Exercise objective:
Repeat, exactly and in full, the lines of the listing below, but without any pictures.

%%

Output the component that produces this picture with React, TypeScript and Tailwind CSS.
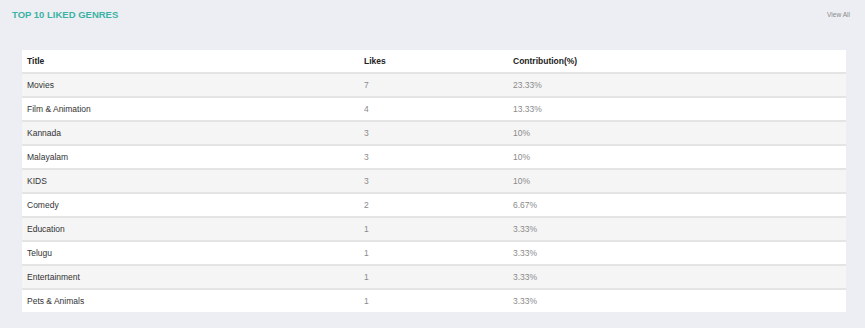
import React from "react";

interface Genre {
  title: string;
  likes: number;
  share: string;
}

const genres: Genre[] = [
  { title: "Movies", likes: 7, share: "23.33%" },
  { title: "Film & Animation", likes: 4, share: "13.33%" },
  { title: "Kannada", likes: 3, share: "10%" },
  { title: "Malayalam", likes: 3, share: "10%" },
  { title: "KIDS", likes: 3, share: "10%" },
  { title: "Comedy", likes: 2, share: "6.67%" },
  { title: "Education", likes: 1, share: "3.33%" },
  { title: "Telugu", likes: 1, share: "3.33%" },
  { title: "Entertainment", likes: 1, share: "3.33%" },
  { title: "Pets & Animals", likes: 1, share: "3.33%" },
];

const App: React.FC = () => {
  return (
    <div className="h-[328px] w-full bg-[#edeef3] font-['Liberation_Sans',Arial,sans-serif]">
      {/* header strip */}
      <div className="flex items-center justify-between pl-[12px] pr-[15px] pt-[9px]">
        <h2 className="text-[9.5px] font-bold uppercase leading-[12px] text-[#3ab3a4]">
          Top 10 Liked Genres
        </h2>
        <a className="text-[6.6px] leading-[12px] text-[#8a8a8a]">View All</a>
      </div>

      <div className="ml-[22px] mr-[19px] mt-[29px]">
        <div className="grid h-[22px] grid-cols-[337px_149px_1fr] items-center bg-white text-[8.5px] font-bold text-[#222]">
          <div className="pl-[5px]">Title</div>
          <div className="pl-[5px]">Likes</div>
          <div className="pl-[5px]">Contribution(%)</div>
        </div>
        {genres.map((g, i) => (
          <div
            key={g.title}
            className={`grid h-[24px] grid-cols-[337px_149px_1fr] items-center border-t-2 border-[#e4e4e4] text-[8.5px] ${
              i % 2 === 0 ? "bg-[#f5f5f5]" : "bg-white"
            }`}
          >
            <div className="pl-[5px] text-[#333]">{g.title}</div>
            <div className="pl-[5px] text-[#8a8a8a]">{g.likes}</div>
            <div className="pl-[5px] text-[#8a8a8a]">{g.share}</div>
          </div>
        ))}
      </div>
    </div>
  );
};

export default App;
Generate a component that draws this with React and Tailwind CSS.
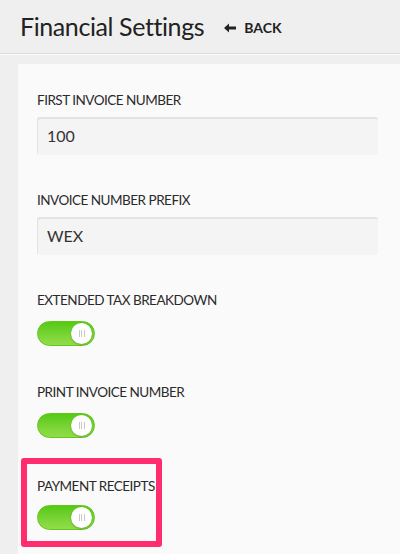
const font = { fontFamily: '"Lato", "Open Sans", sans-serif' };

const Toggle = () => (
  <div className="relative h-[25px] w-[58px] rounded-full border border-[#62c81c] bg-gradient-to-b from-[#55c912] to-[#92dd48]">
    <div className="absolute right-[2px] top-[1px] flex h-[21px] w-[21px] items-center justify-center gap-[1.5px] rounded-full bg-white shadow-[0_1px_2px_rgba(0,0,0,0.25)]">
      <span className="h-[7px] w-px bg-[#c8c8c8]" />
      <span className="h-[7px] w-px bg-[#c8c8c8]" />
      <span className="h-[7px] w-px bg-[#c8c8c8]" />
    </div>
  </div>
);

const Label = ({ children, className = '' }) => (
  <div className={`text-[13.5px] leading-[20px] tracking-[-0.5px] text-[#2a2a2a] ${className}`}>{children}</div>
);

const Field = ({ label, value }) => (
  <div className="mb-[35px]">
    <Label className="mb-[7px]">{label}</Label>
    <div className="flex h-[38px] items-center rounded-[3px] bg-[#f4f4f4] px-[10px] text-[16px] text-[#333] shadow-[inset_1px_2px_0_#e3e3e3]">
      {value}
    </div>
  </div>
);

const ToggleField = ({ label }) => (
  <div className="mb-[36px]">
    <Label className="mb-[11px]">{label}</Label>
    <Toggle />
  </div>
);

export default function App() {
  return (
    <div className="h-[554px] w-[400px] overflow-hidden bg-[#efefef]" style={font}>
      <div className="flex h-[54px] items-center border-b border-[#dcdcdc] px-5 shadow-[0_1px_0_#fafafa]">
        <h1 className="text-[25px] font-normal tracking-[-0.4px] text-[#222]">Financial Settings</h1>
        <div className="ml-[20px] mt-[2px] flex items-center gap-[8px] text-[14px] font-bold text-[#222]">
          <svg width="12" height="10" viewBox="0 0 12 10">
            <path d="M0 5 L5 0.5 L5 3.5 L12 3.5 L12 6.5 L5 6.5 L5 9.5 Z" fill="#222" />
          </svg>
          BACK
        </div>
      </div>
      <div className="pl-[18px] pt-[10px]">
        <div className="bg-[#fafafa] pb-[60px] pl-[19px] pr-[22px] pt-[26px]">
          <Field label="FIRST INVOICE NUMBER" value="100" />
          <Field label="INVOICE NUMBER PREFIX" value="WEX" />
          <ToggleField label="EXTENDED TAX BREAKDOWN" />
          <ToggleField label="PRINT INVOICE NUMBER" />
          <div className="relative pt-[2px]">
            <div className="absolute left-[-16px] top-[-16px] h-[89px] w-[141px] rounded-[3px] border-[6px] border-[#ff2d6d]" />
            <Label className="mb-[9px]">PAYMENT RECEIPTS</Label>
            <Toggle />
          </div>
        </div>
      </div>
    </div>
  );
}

%%

Worked answer:
Output the component that produces this picture with React, TypeScript and Tailwind CSS.
import React from "react";

interface Genre {
  title: string;
  likes: number;
  share: string;
}

const genres: Genre[] = [
  { title: "Movies", likes: 7, share: "23.33%" },
  { title: "Film & Animation", likes: 4, share: "13.33%" },
  { title: "Kannada", likes: 3, share: "10%" },
  { title: "Malayalam", likes: 3, share: "10%" },
  { title: "KIDS", likes: 3, share: "10%" },
  { title: "Comedy", likes: 2, share: "6.67%" },
  { title: "Education", likes: 1, share: "3.33%" },
  { title: "Telugu", likes: 1, share: "3.33%" },
  { title: "Entertainment", likes: 1, share: "3.33%" },
  { title: "Pets & Animals", likes: 1, share: "3.33%" },
];

const App: React.FC = () => {
  return (
    <div className="h-[328px] w-full bg-[#edeef3] font-['Liberation_Sans',Arial,sans-serif]">
      {/* header strip */}
      <div className="flex items-center justify-between pl-[12px] pr-[15px] pt-[9px]">
        <h2 className="text-[9.5px] font-bold uppercase leading-[12px] text-[#3ab3a4]">
          Top 10 Liked Genres
        </h2>
        <a className="text-[6.6px] leading-[12px] text-[#8a8a8a]">View All</a>
      </div>

      <div className="ml-[22px] mr-[19px] mt-[29px]">
        <div className="grid h-[22px] grid-cols-[337px_149px_1fr] items-center bg-white text-[8.5px] font-bold text-[#222]">
          <div className="pl-[5px]">Title</div>
          <div className="pl-[5px]">Likes</div>
          <div className="pl-[5px]">Contribution(%)</div>
        </div>
        {genres.map((g, i) => (
          <div
            key={g.title}
            className={`grid h-[24px] grid-cols-[337px_149px_1fr] items-center border-t-2 border-[#e4e4e4] text-[8.5px] ${
              i % 2 === 0 ? "bg-[#f5f5f5]" : "bg-white"
            }`}
          >
            <div className="pl-[5px] text-[#333]">{g.title}</div>
            <div className="pl-[5px] text-[#8a8a8a]">{g.likes}</div>
            <div className="pl-[5px] text-[#8a8a8a]">{g.share}</div>
          </div>
        ))}
      </div>
    </div>
  );
};

export default App;
Generate a component that draws this with React and Tailwind CSS.
const font = { fontFamily: '"Lato", "Open Sans", sans-serif' };

const Toggle = () => (
  <div className="relative h-[25px] w-[58px] rounded-full border border-[#62c81c] bg-gradient-to-b from-[#55c912] to-[#92dd48]">
    <div className="absolute right-[2px] top-[1px] flex h-[21px] w-[21px] items-center justify-center gap-[1.5px] rounded-full bg-white shadow-[0_1px_2px_rgba(0,0,0,0.25)]">
      <span className="h-[7px] w-px bg-[#c8c8c8]" />
      <span className="h-[7px] w-px bg-[#c8c8c8]" />
      <span className="h-[7px] w-px bg-[#c8c8c8]" />
    </div>
  </div>
);

const Label = ({ children, className = '' }) => (
  <div className={`text-[13.5px] leading-[20px] tracking-[-0.5px] text-[#2a2a2a] ${className}`}>{children}</div>
);

const Field = ({ label, value }) => (
  <div className="mb-[35px]">
    <Label className="mb-[7px]">{label}</Label>
    <div className="flex h-[38px] items-center rounded-[3px] bg-[#f4f4f4] px-[10px] text-[16px] text-[#333] shadow-[inset_1px_2px_0_#e3e3e3]">
      {value}
    </div>
  </div>
);

const ToggleField = ({ label }) => (
  <div className="mb-[36px]">
    <Label className="mb-[11px]">{label}</Label>
    <Toggle />
  </div>
);

export default function App() {
  return (
    <div className="h-[554px] w-[400px] overflow-hidden bg-[#efefef]" style={font}>
      <div className="flex h-[54px] items-center border-b border-[#dcdcdc] px-5 shadow-[0_1px_0_#fafafa]">
        <h1 className="text-[25px] font-normal tracking-[-0.4px] text-[#222]">Financial Settings</h1>
        <div className="ml-[20px] mt-[2px] flex items-center gap-[8px] text-[14px] font-bold text-[#222]">
          <svg width="12" height="10" viewBox="0 0 12 10">
            <path d="M0 5 L5 0.5 L5 3.5 L12 3.5 L12 6.5 L5 6.5 L5 9.5 Z" fill="#222" />
          </svg>
          BACK
        </div>
      </div>
      <div className="pl-[18px] pt-[10px]">
        <div className="bg-[#fafafa] pb-[60px] pl-[19px] pr-[22px] pt-[26px]">
          <Field label="FIRST INVOICE NUMBER" value="100" />
          <Field label="INVOICE NUMBER PREFIX" value="WEX" />
          <ToggleField label="EXTENDED TAX BREAKDOWN" />
          <ToggleField label="PRINT INVOICE NUMBER" />
          <div className="relative pt-[2px]">
            <div className="absolute left-[-16px] top-[-16px] h-[89px] w-[141px] rounded-[3px] border-[6px] border-[#ff2d6d]" />
            <Label className="mb-[9px]">PAYMENT RECEIPTS</Label>
            <Toggle />
          </div>
        </div>
      </div>
    </div>
  );
}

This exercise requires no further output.